Injury? Look for Weak Synergist

This idea comes from Shirley Sahrmann (brilliant physical therapist) and who I first started hearing about while at Endeavor.  Mike Boyle call her “the smartest person you never heard of.”  I am itching at the idea that I will soon get to read Diagnosis and Treatment of Movement Impairment Syndromes. If there is an injury, look for a weak synergist, just one idea that she been known for.   Ok, it is a Sunday and you might ask “Why the hell are you writing a blog post!? Grab a beer and watch a baseball game!”  Well, you may be right, but Wrestlemania is on tonight so I may just go to a friend’s house and watch that instead.  Anyways, I’ll keep it short.

This has to be the next book I read, even if it takes me 5 months.

Sahrmann’s take on this concept is simple.  We have muscles that should act as prime movers and other muscles that assist in that similar movement (synergists).  When the prime movers stop doing their job, the synergists (or secondary movers) are forced to compensate.  For example, how many times do we hear of people who have tight hamstrings and think that doing isolated work for the hamstrings is the way to prevent strains?  I forget what strength coach I was listening to, but in short, he had a NFL pro-bowl wide receiver come to him in the off-season who had a history of hamstring strains.  They tested his hamstring strength = incredibly strong.  They tested his glute function= significantly poor.  Classic example that the prime mover of hip extension (should be gluteus maximus) wasn’t strong enough to do it’s job therefore the hamstrings and probably adductor magnus were doing double time to compensate.) This is also a concrete example of why hamstring curl machines should never be used due to lack of hip extension and glute firing during the movement.

Stability Ball Hamstring Curls

This is just one exercise by Ben Bruno, along with glute activations, that can be used to allow the hip extensors to work in a more functional manner.

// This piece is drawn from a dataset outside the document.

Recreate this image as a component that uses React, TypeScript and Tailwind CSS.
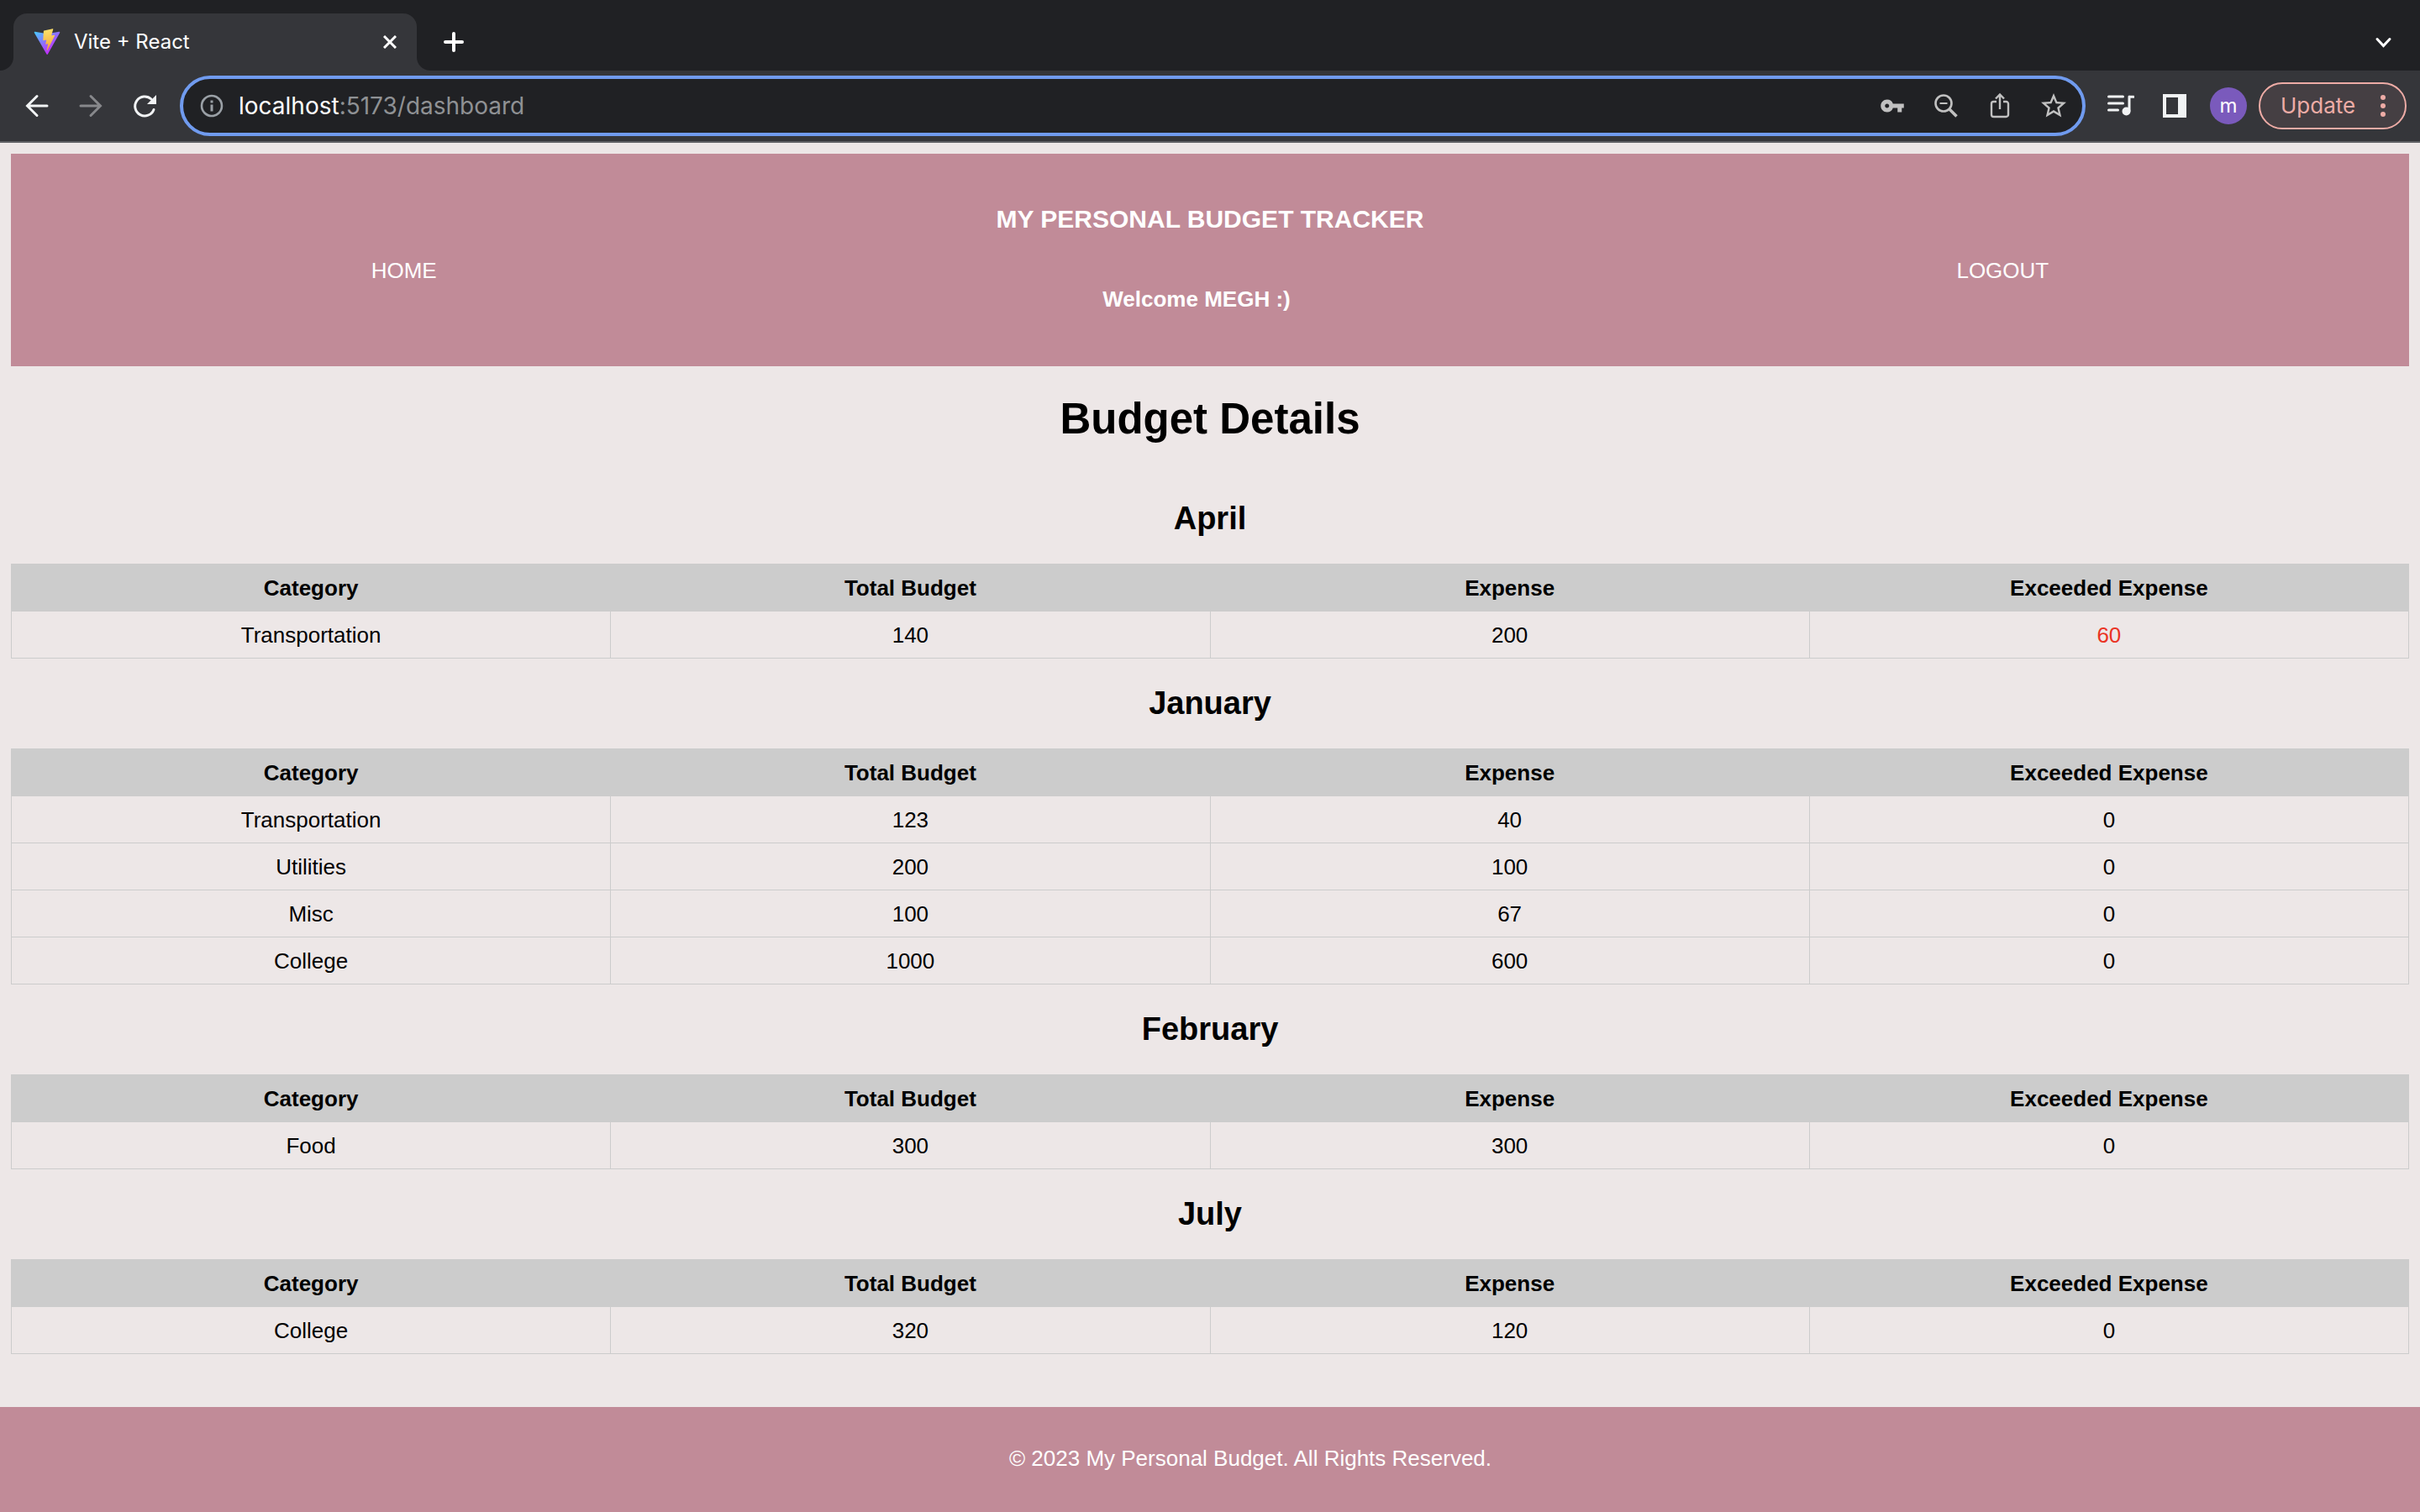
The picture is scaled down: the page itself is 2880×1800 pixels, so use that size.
import React from "react";
import { MdVpnKey } from "react-icons/md";

type Row = { category: string; budget: number; expense: number; exceeded: number };
type Month = { name: string; rows: Row[] };

const months: Month[] = [
  { name: "April", rows: [{ category: "Transportation", budget: 140, expense: 200, exceeded: 60 }] },
  {
    name: "January",
    rows: [
      { category: "Transportation", budget: 123, expense: 40, exceeded: 0 },
      { category: "Utilities", budget: 200, expense: 100, exceeded: 0 },
      { category: "Misc", budget: 100, expense: 67, exceeded: 0 },
      { category: "College", budget: 1000, expense: 600, exceeded: 0 },
    ],
  },
  { name: "February", rows: [{ category: "Food", budget: 300, expense: 300, exceeded: 0 }] },
  { name: "July", rows: [{ category: "College", budget: 320, expense: 120, exceeded: 0 }] },
];

const columns = ["Category", "Total Budget", "Expense", "Exceeded Expense"];

function ViteLogo() {
  return (
    <svg viewBox="0 0 410 404" className="h-8 w-8" aria-hidden="true">
      <defs>
        <linearGradient id="vite-a" x1="6" y1="33" x2="235" y2="344" gradientUnits="userSpaceOnUse">
          <stop stopColor="#41D1FF" />
          <stop offset="1" stopColor="#BD34FE" />
        </linearGradient>
        <linearGradient id="vite-b" x1="194.651" y1="8.818" x2="236.076" y2="292.989" gradientUnits="userSpaceOnUse">
          <stop stopColor="#FFE36B" />
          <stop offset="1" stopColor="#F3A93C" />
        </linearGradient>
      </defs>
      <path
        fill="url(#vite-a)"
        d="M399.641 59.525L215.643 388.545c-3.799 6.793-13.559 6.833-17.415.073L10.582 59.556C6.38 52.19 12.68 43.267 21.028 44.76l184.195 32.923c1.175.21 2.378.208 3.553-.006l180.343-32.87c8.32-1.517 14.649 7.337 10.522 14.719z"
      />
      <path
        fill="url(#vite-b)"
        d="M292.965 1.574L156.801 28.255c-2.238.439-3.906 2.332-4.04 4.609l-8.376 141.464c-.198 3.333 2.863 5.919 6.115 5.168l37.910-8.749c3.547-.818 6.752 2.306 6.023 5.873l-11.263 55.153c-.758 3.712 2.727 6.886 6.352 5.785l23.415-7.114c3.630-1.103 7.118 2.081 6.350 5.796l-17.899 86.633c-1.120 5.419 6.088 8.374 9.094 3.728l2.008-3.103 110.954-221.428c1.858-3.707-1.346-7.935-5.418-7.150l-39.022 7.532c-3.667.707-6.787-2.708-5.752-6.296l25.469-88.291c1.036-3.594-2.094-7.012-5.756-6.291z"
      />
    </svg>
  );
}

function TabStrip() {
  return (
    <div className="flex h-[84px] items-end bg-[#202124]">
      <svg viewBox="0 0 16 16" className="h-4 w-4 text-[#35363a]" aria-hidden="true">
        <path d="M16 0v16H0A16 16 0 0 0 16 0z" fill="currentColor" />
      </svg>
      <div className="flex h-[68px] w-[480px] items-center rounded-t-2xl bg-[#35363a] pr-6 pl-6">
        <ViteLogo />
        <span className="ml-4 flex-1 text-2xl text-white">Vite + React</span>
        <button type="button" aria-label="Close tab" className="text-white">
          <svg viewBox="0 0 16 16" className="h-4 w-4" fill="none" stroke="currentColor" strokeWidth="3">
            <path d="M1 1l14 14M15 1L1 15" />
          </svg>
        </button>
      </div>
      <svg viewBox="0 0 16 16" className="h-4 w-4 text-[#35363a]" aria-hidden="true">
        <path d="M0 0v16h16A16 16 0 0 1 0 0z" fill="currentColor" />
      </svg>
      <button type="button" aria-label="New tab" className="ml-4 flex h-[68px] items-center text-white">
        <svg viewBox="0 0 24 24" className="h-6 w-6" fill="none" stroke="currentColor" strokeWidth="4" strokeLinecap="round">
          <path d="M12 2v20M2 12h20" />
        </svg>
      </button>
      <button type="button" aria-label="Search tabs" className="mr-8 ml-auto flex h-[68px] items-center text-white">
        <svg viewBox="0 0 24 24" className="h-6 w-6" fill="none" stroke="currentColor" strokeWidth="3" strokeLinecap="round">
          <path d="M5 8.500l7.500 8 7.500-8" />
        </svg>
      </button>
    </div>
  );
}

function IconButton({ label, className, children }: { label: string; className?: string; children: React.ReactNode }) {
  return (
    <button type="button" aria-label={label} className={"flex h-8 w-8 shrink-0 items-center justify-center " + (className ?? "")}>
      {children}
    </button>
  );
}

function Toolbar() {
  return (
    <div className="flex h-[86px] items-center border-b-2 border-[#5f6064] bg-[#35363a] pr-4 pl-7 text-[#f1f3f4]">
      <div className="flex items-center gap-8">
        <IconButton label="Back">
          <svg viewBox="0 0 32 32" className="h-8 w-8" fill="none" stroke="currentColor" strokeWidth="3" strokeLinecap="round">
            <path d="M28 16H5M16 4.500L4.500 16 16 27.500" />
          </svg>
        </IconButton>
        <IconButton label="Forward" className="text-[#87888b]">
          <svg viewBox="0 0 32 32" className="h-8 w-8" fill="none" stroke="currentColor" strokeWidth="3" strokeLinecap="round">
            <path d="M4 16h23M16 4.500L27.500 16 16 27.500" />
          </svg>
        </IconButton>
        <IconButton label="Reload">
          <svg viewBox="0 0 32 32" className="h-8 w-8" fill="none" stroke="currentColor" strokeWidth="3" strokeLinecap="round">
            <path d="M27 20.500A11.500 11.500 0 1 1 24 8" />
            <path d="M30 3v11H19z" fill="currentColor" stroke="none" />
          </svg>
        </IconButton>
      </div>

      <div className="ml-[26px] flex h-[72px] flex-1 items-center rounded-full border-4 border-[#709bef] bg-[#202124] px-[18px] text-[#bdc1c6]">
        <IconButton label="Site information" className="text-[#9aa0a6]">
          <svg viewBox="0 0 32 32" className="h-8 w-8" fill="none" stroke="currentColor" strokeWidth="2.600">
            <circle cx="16" cy="16" r="12" />
            <path d="M16 14.500v8M16 9.500v3" strokeWidth="3" />
          </svg>
        </IconButton>
        <div className="ml-4 flex-1 text-[28px] text-[#8f9194]">
          <span className="text-white">localhost</span>:5173/dashboard
        </div>
        <div className="flex items-center gap-8 text-[#c1c1c1]">
          <IconButton label="Passwords">
            <MdVpnKey className="h-[30px] w-[30px]" />
          </IconButton>
          <IconButton label="Zoom">
            <svg viewBox="0 0 32 32" className="h-8 w-8" fill="none" stroke="currentColor" strokeWidth="2.600">
              <circle cx="13" cy="13" r="9.500" />
              <path d="M8.500 13h9" strokeWidth="2" />
              <path d="M20 20l8.500 8.500" strokeWidth="3.600" />
            </svg>
          </IconButton>
          <IconButton label="Share">
            <svg viewBox="0 0 32 32" className="h-8 w-8" fill="none" stroke="currentColor" strokeWidth="2.400">
              <path d="M12 11H8.500A2.500 2.500 0 0 0 6 13.500v13A2.500 2.500 0 0 0 8.500 29h15a2.500 2.500 0 0 0 2.500-2.500v-13a2.500 2.500 0 0 0-2.500-2.500H20" />
              <path d="M16 20V3M11 7.500l5-5 5 5" />
            </svg>
          </IconButton>
          <IconButton label="Bookmark">
            <svg viewBox="0 0 24 24" className="h-9 w-9 shrink-0" fill="currentColor">
              <path d="M22 9.240l-7.190-.62L12 2 9.190 8.630 2 9.240l5.460 4.730L5.820 21 12 17.270 18.180 21l-1.630-7.030L22 9.240zM12 15.400l-3.760 2.270 1-4.280-3.320-2.880 4.380-.38L12 6.100l1.710 4.040 4.380.38-3.320 2.880 1 4.280L12 15.400z" />
            </svg>
          </IconButton>
        </div>
      </div>

      <div className="ml-[26px] flex items-center">
        <IconButton label="Media controls">
          <svg viewBox="0 0 32 32" className="h-8 w-8 shrink-0" fill="none" stroke="currentColor" strokeWidth="3" strokeLinecap="round">
            <path d="M1.500 5h17M1.500 13h17M1.500 21h11M26 5.200h5M26 5v17" />
            <circle cx="22.500" cy="22.500" r="3.500" fill="currentColor" />
          </svg>
        </IconButton>
        <IconButton label="Side panel" className="ml-8">
          <svg viewBox="0 0 32 32" className="h-8 w-8" fill="currentColor">
            <path d="M2 2h28v28H2zM6 6v20h14V6z" fillRule="evenodd" />
          </svg>
        </IconButton>
        <button type="button" aria-label="Profile" className="ml-[26px] flex h-11 w-11 items-center justify-center rounded-full bg-[#7a5abc] text-2xl text-white">
          m
        </button>
        <button type="button" className="ml-3.5 flex h-14 w-44 items-center justify-between rounded-full border-2 border-[#eeaca6] bg-[#453f43] pr-[22px] pl-6 text-[26px] text-[#eeaca6]">
          Update
          <svg viewBox="0 0 8 28" className="h-7 w-2" fill="currentColor" aria-hidden="true">
            <circle cx="4" cy="4" r="3" />
            <circle cx="4" cy="14" r="3" />
            <circle cx="4" cy="24" r="3" />
          </svg>
        </button>
      </div>
    </div>
  );
}

function MonthTable({ month }: { month: Month }) {
  return (
    <section>
      <h2 className="pt-[31px] pb-8 text-center text-[38px] leading-[44px] font-bold">{month.name}</h2>
      <table className="w-full table-fixed border-collapse border border-[#cccccc] text-center">
        <thead>
          <tr className="h-14 bg-[#cccccc]">
            {columns.map((c) => (
              <th key={c} scope="col" className="border border-[#cccccc] font-bold">
                {c}
              </th>
            ))}
          </tr>
        </thead>
        <tbody>
          {month.rows.map((r) => (
            <tr key={r.category} className="h-14">
              <td className="border border-[#cccccc]">{r.category}</td>
              <td className="border border-[#cccccc]">{r.budget}</td>
              <td className="border border-[#cccccc]">{r.expense}</td>
              <td className={r.exceeded > 0 ? "border border-[#cccccc] text-[#ea3323]" : "border border-[#cccccc]"}>{r.exceeded}</td>
            </tr>
          ))}
        </tbody>
      </table>
    </section>
  );
}

export default function App() {
  return (
    <div className="flex min-h-screen flex-col bg-[#ede7e7] font-['Liberation_Sans',Arial,sans-serif] text-[26px] leading-[30px] text-black">
      <div className="font-[Inter,sans-serif]">
        <TabStrip />
        <Toolbar />
      </div>

      <div className="px-[13px] pt-[13px]">
        <header className="grid grid-cols-3 items-center bg-[#c18b98] py-14 text-center text-white">
          <nav className="pt-6 pr-4">
            <a href="#home">HOME</a>
          </nav>
          <div>
            <h3 className="text-[30px] leading-[44px] font-bold">MY PERSONAL BUDGET TRACKER</h3>
            <h4 className="pt-[58px] pr-8 pb-[9px] font-bold">Welcome MEGH :)</h4>
          </div>
          <nav className="pt-6 pr-4">
            <a href="#logout">LOGOUT</a>
          </nav>
        </header>

        <main>
          <h1 className="pt-[33px] pb-[35px] text-center text-[51px] leading-[60px] font-bold">Budget Details</h1>
          {months.map((m) => (
            <MonthTable key={m.name} month={m} />
          ))}
        </main>
      </div>

      <footer className="mt-auto flex h-[125px] items-center justify-center bg-[#c18b98] pb-1 pl-24 text-white">
        <p>© 2023 My Personal Budget. All Rights Reserved.</p>
      </footer>
    </div>
  );
}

Strengthen that posterior chain

Have a pec strain, look for weak subscapularis.  Strained hip flexor or  “quad pull”, look for weak psoas.  These are just some of the injury problems that are occurring due to overuse of the synergists and lack of contribution from the prime mover of that particular movement. Often times, tightness is a result of weakness.

Have a great Sunday,


Categories: Injury Prevention, Strength Training

Tags: , , , ,

3 replies

  1. Hi Matt. What does one do if they strain and or tear the weak synergist muscle (glutes)? I’ve read all about treating hamstring and groin strains with muscular balancing, working (PGM, lateral rotators/ glute max etc.), but what does one do when they strain one of them? I’m guessing rest, but that’s kind of hard to do with symptoms on both sides and just walking involves all of those muscles. Cortisone injection an idea? Thanks. Hope all is well.

    • DP,
      Where specifically is the pain? Also, what were you doing when this occured? Are there certain movements that cause major irritability (if it’s specific movement, please let me know). Even the groin and hamstrings are constantly involved with walking and moving in single leg stance along with the glutes and rest of the lower body.

      • Most of the symptoms I feel is an intense nerve burn and tightness with some numbness in the hip, lateral/posterior thigh, sits bone, BACK OF KNEE, lateral/posterior calf and foot. The tenderness I feel is on the posterior side of the greater trochanter (kind of where the attachments are for the lateral rotators).

        Exercises were: side hip lying abduction with the leg externally rotated and extended, glute bridges with feet in and knees out to target GM and daily movement patterns to ensure proper alignment (standing, walking, sitting, squatting). Squatting while focusing on activation of the glutes really intensifies the burning sensations. These simple exercises were done in excessive amounts in the beginning. They seem to help in some bio-mechanical aspects like less snapping and popping in joints, however the burning sensation increases.

        I’ve tried all sorts of deep massage treatment on my own and from specialists to dig out knots, but deep massage just doesn’t feel right anymore, kind of like a dull/burn ache sensation instead of that oooo that’s a knot sensation. Now it feels like the other muscles (hams, quads, groin etc) are working overtime. Hoping not to damage those due to whatever is going on. Thanks again Matt.